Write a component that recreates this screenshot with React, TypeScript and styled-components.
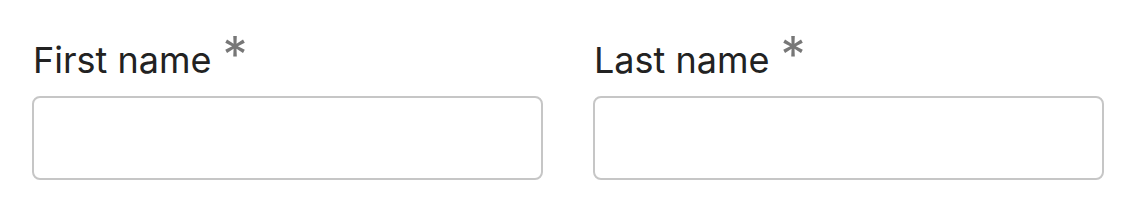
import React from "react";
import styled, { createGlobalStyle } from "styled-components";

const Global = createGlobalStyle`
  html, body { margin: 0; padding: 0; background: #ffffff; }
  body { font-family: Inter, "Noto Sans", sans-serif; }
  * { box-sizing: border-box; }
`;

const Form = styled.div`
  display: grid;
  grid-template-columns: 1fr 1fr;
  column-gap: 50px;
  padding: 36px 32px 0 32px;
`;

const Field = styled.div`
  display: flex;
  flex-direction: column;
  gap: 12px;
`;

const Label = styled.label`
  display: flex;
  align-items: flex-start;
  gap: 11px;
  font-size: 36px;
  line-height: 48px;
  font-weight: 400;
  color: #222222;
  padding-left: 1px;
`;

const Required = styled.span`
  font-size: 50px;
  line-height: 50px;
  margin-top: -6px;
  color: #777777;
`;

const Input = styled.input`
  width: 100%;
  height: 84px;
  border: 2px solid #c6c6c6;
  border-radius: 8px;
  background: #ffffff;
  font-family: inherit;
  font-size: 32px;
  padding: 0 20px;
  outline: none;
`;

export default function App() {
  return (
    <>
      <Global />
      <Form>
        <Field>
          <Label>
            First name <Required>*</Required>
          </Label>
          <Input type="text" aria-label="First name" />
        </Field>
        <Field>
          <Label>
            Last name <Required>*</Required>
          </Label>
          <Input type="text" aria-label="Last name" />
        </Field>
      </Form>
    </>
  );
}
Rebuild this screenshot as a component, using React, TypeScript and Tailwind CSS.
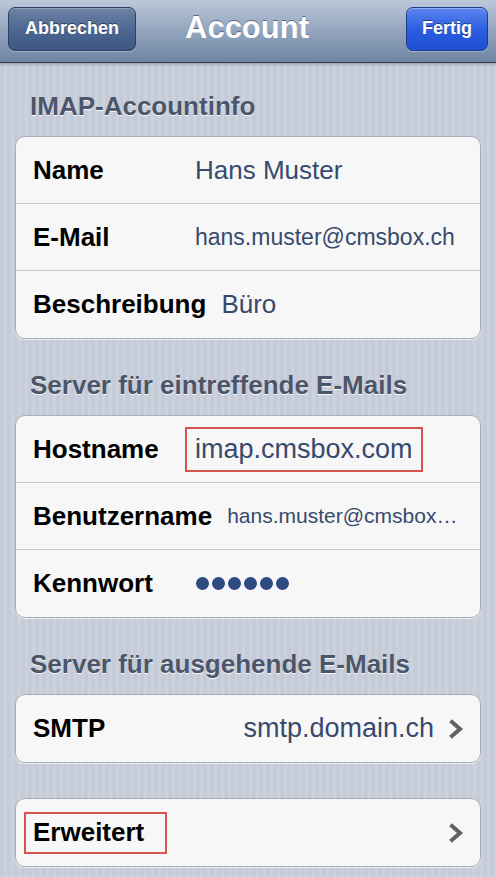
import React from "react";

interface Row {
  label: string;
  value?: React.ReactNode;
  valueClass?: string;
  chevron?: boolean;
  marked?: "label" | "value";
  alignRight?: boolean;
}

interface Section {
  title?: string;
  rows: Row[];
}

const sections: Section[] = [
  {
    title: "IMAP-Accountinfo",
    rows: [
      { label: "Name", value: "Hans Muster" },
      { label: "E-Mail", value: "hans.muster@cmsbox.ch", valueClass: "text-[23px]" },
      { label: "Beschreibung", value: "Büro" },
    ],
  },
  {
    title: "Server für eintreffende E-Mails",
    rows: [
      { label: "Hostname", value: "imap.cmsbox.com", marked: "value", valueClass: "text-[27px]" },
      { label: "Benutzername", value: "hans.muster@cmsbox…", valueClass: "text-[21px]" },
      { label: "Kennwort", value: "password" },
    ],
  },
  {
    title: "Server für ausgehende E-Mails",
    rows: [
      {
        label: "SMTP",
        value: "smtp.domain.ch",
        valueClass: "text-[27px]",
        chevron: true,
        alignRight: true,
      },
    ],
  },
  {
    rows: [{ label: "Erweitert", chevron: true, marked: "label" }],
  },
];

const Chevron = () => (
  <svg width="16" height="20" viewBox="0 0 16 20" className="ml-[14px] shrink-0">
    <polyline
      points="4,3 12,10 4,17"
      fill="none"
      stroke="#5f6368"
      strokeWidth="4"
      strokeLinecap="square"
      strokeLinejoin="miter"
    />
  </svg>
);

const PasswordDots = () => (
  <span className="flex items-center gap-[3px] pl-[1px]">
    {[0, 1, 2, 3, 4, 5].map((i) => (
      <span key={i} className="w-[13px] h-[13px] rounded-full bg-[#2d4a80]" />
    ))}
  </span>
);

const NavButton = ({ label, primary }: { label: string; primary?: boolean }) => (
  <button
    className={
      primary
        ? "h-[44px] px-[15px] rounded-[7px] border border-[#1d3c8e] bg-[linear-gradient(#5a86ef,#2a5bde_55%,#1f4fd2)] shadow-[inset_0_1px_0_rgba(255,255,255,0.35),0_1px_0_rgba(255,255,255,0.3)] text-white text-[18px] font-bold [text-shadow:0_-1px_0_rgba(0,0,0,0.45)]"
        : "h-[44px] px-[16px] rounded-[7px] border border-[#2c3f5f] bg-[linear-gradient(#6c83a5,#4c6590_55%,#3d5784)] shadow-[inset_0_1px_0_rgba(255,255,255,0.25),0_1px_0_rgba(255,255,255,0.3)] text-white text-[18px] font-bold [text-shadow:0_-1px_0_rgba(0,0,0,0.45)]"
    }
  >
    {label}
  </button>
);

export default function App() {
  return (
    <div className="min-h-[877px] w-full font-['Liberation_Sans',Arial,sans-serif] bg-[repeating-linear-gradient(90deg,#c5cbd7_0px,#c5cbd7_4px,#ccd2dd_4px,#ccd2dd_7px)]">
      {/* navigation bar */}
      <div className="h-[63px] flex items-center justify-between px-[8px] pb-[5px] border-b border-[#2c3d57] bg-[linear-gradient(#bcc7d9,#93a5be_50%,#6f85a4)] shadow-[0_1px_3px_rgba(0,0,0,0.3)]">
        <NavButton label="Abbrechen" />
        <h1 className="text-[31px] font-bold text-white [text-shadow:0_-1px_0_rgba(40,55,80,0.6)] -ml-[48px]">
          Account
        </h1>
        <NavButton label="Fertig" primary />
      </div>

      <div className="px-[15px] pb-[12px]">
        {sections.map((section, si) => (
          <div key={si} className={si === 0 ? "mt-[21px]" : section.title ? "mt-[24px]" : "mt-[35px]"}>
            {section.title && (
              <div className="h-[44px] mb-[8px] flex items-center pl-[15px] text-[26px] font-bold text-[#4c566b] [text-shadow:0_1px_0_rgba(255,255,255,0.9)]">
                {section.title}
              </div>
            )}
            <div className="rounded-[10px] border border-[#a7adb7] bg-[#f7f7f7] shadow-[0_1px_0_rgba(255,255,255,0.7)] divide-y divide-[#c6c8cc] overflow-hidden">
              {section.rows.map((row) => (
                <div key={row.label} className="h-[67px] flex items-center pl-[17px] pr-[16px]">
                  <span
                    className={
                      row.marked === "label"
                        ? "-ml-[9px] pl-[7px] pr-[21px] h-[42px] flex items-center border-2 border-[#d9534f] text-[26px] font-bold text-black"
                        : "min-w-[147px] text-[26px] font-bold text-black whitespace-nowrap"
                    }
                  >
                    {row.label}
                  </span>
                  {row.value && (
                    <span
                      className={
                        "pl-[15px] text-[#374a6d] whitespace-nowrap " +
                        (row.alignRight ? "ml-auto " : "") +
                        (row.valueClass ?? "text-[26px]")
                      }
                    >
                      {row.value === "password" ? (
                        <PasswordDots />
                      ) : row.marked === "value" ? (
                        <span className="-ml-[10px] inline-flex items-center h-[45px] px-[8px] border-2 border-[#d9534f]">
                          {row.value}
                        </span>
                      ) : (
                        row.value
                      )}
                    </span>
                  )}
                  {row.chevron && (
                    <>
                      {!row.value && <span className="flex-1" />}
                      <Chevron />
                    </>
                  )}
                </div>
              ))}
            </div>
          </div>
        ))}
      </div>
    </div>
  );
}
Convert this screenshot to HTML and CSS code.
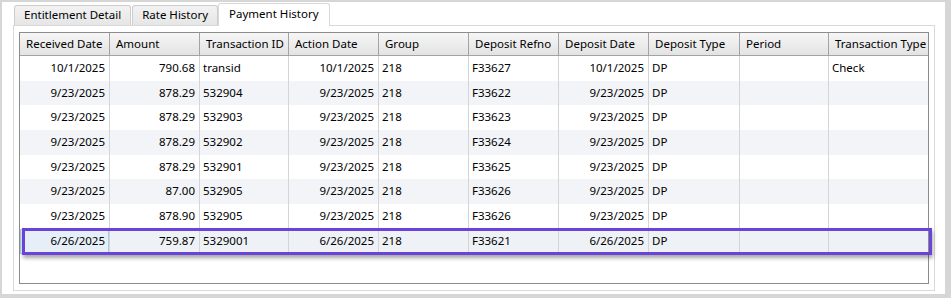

□ □ □ □ □ □ □

Every line should be retyped exactly, with the pictures omitted.

Full answer ::
Write a component that recreates this screenshot with React, TypeScript and styled-components.
import React from "react";
import styled, { createGlobalStyle } from "styled-components";

const Global = createGlobalStyle`
  html, body { margin: 0; padding: 0; background: #ffffff; }
  body { font-family: Inter, "Noto Sans", sans-serif; }
  * { box-sizing: border-box; }
`;

const Form = styled.div`
  display: grid;
  grid-template-columns: 1fr 1fr;
  column-gap: 50px;
  padding: 36px 32px 0 32px;
`;

const Field = styled.div`
  display: flex;
  flex-direction: column;
  gap: 12px;
`;

const Label = styled.label`
  display: flex;
  align-items: flex-start;
  gap: 11px;
  font-size: 36px;
  line-height: 48px;
  font-weight: 400;
  color: #222222;
  padding-left: 1px;
`;

const Required = styled.span`
  font-size: 50px;
  line-height: 50px;
  margin-top: -6px;
  color: #777777;
`;

const Input = styled.input`
  width: 100%;
  height: 84px;
  border: 2px solid #c6c6c6;
  border-radius: 8px;
  background: #ffffff;
  font-family: inherit;
  font-size: 32px;
  padding: 0 20px;
  outline: none;
`;

export default function App() {
  return (
    <>
      <Global />
      <Form>
        <Field>
          <Label>
            First name <Required>*</Required>
          </Label>
          <Input type="text" aria-label="First name" />
        </Field>
        <Field>
          <Label>
            Last name <Required>*</Required>
          </Label>
          <Input type="text" aria-label="Last name" />
        </Field>
      </Form>
    </>
  );
}
Rebuild this screenshot as a component, using React, TypeScript and Tailwind CSS.
import React from "react";

interface Row {
  label: string;
  value?: React.ReactNode;
  valueClass?: string;
  chevron?: boolean;
  marked?: "label" | "value";
  alignRight?: boolean;
}

interface Section {
  title?: string;
  rows: Row[];
}

const sections: Section[] = [
  {
    title: "IMAP-Accountinfo",
    rows: [
      { label: "Name", value: "Hans Muster" },
      { label: "E-Mail", value: "hans.muster@cmsbox.ch", valueClass: "text-[23px]" },
      { label: "Beschreibung", value: "Büro" },
    ],
  },
  {
    title: "Server für eintreffende E-Mails",
    rows: [
      { label: "Hostname", value: "imap.cmsbox.com", marked: "value", valueClass: "text-[27px]" },
      { label: "Benutzername", value: "hans.muster@cmsbox…", valueClass: "text-[21px]" },
      { label: "Kennwort", value: "password" },
    ],
  },
  {
    title: "Server für ausgehende E-Mails",
    rows: [
      {
        label: "SMTP",
        value: "smtp.domain.ch",
        valueClass: "text-[27px]",
        chevron: true,
        alignRight: true,
      },
    ],
  },
  {
    rows: [{ label: "Erweitert", chevron: true, marked: "label" }],
  },
];

const Chevron = () => (
  <svg width="16" height="20" viewBox="0 0 16 20" className="ml-[14px] shrink-0">
    <polyline
      points="4,3 12,10 4,17"
      fill="none"
      stroke="#5f6368"
      strokeWidth="4"
      strokeLinecap="square"
      strokeLinejoin="miter"
    />
  </svg>
);

const PasswordDots = () => (
  <span className="flex items-center gap-[3px] pl-[1px]">
    {[0, 1, 2, 3, 4, 5].map((i) => (
      <span key={i} className="w-[13px] h-[13px] rounded-full bg-[#2d4a80]" />
    ))}
  </span>
);

const NavButton = ({ label, primary }: { label: string; primary?: boolean }) => (
  <button
    className={
      primary
        ? "h-[44px] px-[15px] rounded-[7px] border border-[#1d3c8e] bg-[linear-gradient(#5a86ef,#2a5bde_55%,#1f4fd2)] shadow-[inset_0_1px_0_rgba(255,255,255,0.35),0_1px_0_rgba(255,255,255,0.3)] text-white text-[18px] font-bold [text-shadow:0_-1px_0_rgba(0,0,0,0.45)]"
        : "h-[44px] px-[16px] rounded-[7px] border border-[#2c3f5f] bg-[linear-gradient(#6c83a5,#4c6590_55%,#3d5784)] shadow-[inset_0_1px_0_rgba(255,255,255,0.25),0_1px_0_rgba(255,255,255,0.3)] text-white text-[18px] font-bold [text-shadow:0_-1px_0_rgba(0,0,0,0.45)]"
    }
  >
    {label}
  </button>
);

export default function App() {
  return (
    <div className="min-h-[877px] w-full font-['Liberation_Sans',Arial,sans-serif] bg-[repeating-linear-gradient(90deg,#c5cbd7_0px,#c5cbd7_4px,#ccd2dd_4px,#ccd2dd_7px)]">
      {/* navigation bar */}
      <div className="h-[63px] flex items-center justify-between px-[8px] pb-[5px] border-b border-[#2c3d57] bg-[linear-gradient(#bcc7d9,#93a5be_50%,#6f85a4)] shadow-[0_1px_3px_rgba(0,0,0,0.3)]">
        <NavButton label="Abbrechen" />
        <h1 className="text-[31px] font-bold text-white [text-shadow:0_-1px_0_rgba(40,55,80,0.6)] -ml-[48px]">
          Account
        </h1>
        <NavButton label="Fertig" primary />
      </div>

      <div className="px-[15px] pb-[12px]">
        {sections.map((section, si) => (
          <div key={si} className={si === 0 ? "mt-[21px]" : section.title ? "mt-[24px]" : "mt-[35px]"}>
            {section.title && (
              <div className="h-[44px] mb-[8px] flex items-center pl-[15px] text-[26px] font-bold text-[#4c566b] [text-shadow:0_1px_0_rgba(255,255,255,0.9)]">
                {section.title}
              </div>
            )}
            <div className="rounded-[10px] border border-[#a7adb7] bg-[#f7f7f7] shadow-[0_1px_0_rgba(255,255,255,0.7)] divide-y divide-[#c6c8cc] overflow-hidden">
              {section.rows.map((row) => (
                <div key={row.label} className="h-[67px] flex items-center pl-[17px] pr-[16px]">
                  <span
                    className={
                      row.marked === "label"
                        ? "-ml-[9px] pl-[7px] pr-[21px] h-[42px] flex items-center border-2 border-[#d9534f] text-[26px] font-bold text-black"
                        : "min-w-[147px] text-[26px] font-bold text-black whitespace-nowrap"
                    }
                  >
                    {row.label}
                  </span>
                  {row.value && (
                    <span
                      className={
                        "pl-[15px] text-[#374a6d] whitespace-nowrap " +
                        (row.alignRight ? "ml-auto " : "") +
                        (row.valueClass ?? "text-[26px]")
                      }
                    >
                      {row.value === "password" ? (
                        <PasswordDots />
                      ) : row.marked === "value" ? (
                        <span className="-ml-[10px] inline-flex items-center h-[45px] px-[8px] border-2 border-[#d9534f]">
                          {row.value}
                        </span>
                      ) : (
                        row.value
                      )}
                    </span>
                  )}
                  {row.chevron && (
                    <>
                      {!row.value && <span className="flex-1" />}
                      <Chevron />
                    </>
                  )}
                </div>
              ))}
            </div>
          </div>
        ))}
      </div>
    </div>
  );
}
Convert this screenshot to HTML and CSS code.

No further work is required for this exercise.